Pages as source code:
+===+

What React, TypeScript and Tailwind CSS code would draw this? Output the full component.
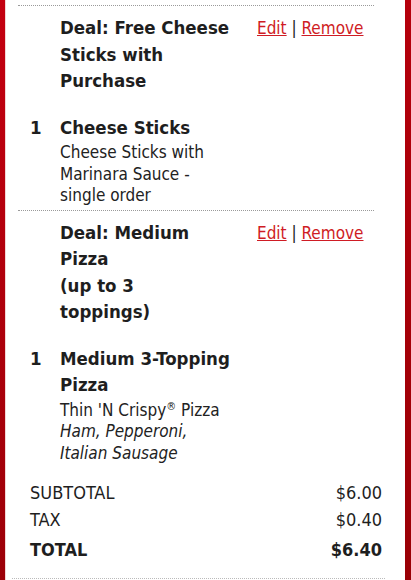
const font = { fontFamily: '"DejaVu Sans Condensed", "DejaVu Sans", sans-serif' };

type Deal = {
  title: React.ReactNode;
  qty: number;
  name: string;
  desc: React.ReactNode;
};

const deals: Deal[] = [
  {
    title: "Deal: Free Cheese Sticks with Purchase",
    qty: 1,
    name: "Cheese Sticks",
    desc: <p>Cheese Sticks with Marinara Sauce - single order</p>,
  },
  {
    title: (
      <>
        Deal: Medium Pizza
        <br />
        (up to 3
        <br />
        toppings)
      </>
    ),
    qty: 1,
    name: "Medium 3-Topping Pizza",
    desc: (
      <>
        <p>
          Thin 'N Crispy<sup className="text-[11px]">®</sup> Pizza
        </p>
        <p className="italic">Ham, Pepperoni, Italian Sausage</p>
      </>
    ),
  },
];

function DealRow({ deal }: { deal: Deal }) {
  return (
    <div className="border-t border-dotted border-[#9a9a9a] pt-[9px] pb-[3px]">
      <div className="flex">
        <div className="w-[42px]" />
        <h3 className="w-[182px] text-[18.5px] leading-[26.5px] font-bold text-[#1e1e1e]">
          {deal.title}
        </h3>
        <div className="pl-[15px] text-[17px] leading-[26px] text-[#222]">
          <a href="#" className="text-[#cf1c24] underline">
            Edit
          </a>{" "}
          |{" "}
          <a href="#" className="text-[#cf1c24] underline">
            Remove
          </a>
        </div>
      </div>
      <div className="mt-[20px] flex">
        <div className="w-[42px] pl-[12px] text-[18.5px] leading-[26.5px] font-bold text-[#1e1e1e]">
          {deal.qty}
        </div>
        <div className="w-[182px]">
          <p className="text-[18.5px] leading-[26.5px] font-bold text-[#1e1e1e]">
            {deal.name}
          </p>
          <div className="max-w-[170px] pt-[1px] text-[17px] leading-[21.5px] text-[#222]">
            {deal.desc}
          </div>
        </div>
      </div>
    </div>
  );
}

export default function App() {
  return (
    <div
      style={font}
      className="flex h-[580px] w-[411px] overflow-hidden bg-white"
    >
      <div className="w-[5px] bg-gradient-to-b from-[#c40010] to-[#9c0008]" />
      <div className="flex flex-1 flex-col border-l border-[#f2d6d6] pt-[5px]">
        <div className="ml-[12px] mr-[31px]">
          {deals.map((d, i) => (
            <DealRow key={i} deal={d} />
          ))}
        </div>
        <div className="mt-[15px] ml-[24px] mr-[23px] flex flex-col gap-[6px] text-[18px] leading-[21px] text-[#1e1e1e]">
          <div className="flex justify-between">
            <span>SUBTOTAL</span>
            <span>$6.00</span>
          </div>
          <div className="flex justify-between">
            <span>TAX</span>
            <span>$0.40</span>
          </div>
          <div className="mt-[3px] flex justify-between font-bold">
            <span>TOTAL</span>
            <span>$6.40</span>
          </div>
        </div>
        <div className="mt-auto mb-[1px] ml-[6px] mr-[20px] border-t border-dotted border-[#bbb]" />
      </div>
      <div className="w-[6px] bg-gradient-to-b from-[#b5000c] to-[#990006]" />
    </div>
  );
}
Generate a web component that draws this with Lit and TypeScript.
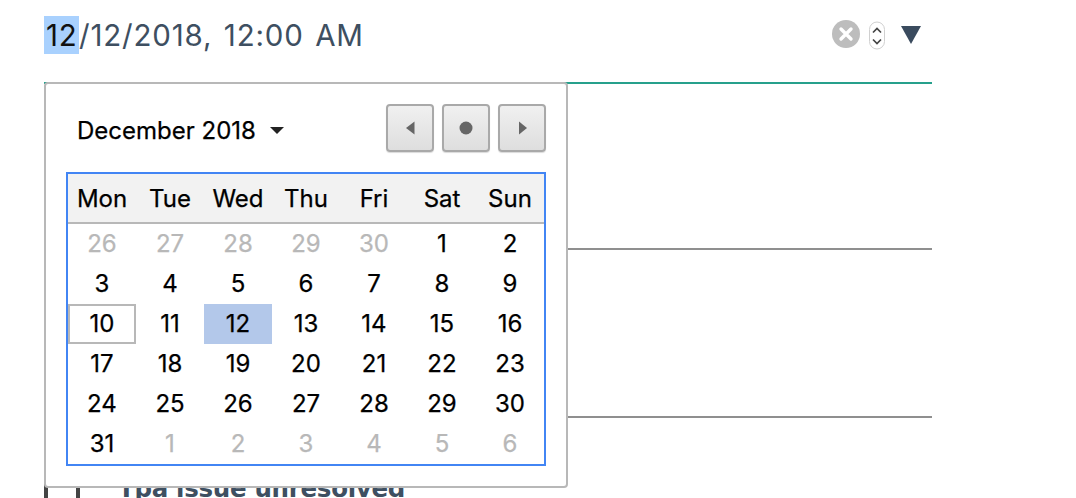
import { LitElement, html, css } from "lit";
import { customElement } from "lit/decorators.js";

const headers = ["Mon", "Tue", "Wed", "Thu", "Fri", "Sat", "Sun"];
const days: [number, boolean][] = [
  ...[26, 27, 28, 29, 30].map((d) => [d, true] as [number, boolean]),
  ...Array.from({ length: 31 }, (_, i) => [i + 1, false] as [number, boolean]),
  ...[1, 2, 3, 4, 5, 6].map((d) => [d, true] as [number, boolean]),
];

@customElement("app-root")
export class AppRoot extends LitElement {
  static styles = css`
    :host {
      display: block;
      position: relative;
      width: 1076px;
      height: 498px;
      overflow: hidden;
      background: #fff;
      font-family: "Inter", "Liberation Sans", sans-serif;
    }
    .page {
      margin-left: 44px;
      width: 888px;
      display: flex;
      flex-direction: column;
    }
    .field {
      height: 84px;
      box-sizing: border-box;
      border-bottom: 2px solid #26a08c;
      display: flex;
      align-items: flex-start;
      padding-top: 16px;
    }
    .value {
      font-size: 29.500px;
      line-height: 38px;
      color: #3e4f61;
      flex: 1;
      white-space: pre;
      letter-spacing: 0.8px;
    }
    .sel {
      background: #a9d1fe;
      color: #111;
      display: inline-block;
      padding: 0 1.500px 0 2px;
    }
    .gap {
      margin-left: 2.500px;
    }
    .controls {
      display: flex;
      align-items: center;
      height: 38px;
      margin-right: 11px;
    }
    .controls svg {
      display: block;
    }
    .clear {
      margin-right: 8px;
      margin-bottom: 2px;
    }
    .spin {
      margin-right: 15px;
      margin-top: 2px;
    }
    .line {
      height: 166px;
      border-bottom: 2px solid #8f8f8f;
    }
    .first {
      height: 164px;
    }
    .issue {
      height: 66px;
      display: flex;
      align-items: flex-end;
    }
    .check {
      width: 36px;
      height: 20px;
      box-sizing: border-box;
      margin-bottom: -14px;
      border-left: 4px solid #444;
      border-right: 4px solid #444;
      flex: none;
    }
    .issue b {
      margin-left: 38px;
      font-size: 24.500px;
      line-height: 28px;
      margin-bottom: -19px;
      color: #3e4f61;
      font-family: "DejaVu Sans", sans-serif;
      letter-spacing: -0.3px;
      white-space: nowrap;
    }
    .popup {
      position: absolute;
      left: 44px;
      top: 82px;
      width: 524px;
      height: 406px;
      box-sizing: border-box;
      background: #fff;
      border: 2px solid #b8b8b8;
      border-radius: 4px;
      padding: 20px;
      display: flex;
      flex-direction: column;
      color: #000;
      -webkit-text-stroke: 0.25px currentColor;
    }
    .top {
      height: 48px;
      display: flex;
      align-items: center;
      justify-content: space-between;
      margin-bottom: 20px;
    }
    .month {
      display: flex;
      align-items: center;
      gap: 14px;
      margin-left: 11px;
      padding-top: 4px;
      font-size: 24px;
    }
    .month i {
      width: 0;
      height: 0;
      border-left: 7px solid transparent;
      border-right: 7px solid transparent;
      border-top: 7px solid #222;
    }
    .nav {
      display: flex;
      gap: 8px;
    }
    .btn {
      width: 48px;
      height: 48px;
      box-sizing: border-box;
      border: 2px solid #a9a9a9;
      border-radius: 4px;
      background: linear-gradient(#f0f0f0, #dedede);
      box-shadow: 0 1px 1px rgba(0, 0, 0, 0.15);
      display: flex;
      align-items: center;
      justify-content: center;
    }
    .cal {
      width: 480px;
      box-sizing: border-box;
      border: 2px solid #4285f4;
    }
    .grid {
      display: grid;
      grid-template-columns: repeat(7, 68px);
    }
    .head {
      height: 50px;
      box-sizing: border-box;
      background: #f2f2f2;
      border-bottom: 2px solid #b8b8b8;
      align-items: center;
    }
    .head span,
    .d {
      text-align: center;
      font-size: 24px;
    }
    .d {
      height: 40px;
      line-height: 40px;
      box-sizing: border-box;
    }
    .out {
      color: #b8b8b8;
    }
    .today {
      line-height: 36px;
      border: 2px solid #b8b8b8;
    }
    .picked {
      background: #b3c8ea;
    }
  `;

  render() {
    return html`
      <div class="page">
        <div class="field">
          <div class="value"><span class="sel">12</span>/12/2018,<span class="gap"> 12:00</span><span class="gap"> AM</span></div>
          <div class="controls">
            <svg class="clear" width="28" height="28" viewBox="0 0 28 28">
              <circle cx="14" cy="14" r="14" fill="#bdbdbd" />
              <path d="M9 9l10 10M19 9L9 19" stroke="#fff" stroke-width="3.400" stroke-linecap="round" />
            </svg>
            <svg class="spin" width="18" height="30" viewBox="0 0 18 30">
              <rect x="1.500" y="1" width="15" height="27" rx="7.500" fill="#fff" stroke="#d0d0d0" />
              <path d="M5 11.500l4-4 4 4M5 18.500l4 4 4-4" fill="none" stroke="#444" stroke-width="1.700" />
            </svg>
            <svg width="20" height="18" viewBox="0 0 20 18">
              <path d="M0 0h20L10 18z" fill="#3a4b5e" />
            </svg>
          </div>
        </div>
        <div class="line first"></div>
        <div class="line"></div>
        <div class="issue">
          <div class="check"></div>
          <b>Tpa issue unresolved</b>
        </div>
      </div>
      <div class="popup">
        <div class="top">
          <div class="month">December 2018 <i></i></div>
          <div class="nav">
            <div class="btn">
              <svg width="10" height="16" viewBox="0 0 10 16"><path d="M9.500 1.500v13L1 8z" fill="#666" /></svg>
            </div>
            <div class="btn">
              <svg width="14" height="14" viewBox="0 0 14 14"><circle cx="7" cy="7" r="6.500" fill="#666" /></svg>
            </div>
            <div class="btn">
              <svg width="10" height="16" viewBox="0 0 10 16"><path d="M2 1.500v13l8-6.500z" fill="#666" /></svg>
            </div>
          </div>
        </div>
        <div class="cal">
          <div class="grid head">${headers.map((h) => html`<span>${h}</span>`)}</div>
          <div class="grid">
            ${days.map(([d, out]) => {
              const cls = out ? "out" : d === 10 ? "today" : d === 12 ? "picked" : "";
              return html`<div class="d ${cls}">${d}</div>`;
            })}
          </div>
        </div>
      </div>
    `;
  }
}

+===+

## EXERCISE DESCRIPTION
From the entries above, copy every line that holds the word "component".

## WORKED ANSWER
What React, TypeScript and Tailwind CSS code would draw this? Output the full component.
Generate a web component that draws this with Lit and TypeScript.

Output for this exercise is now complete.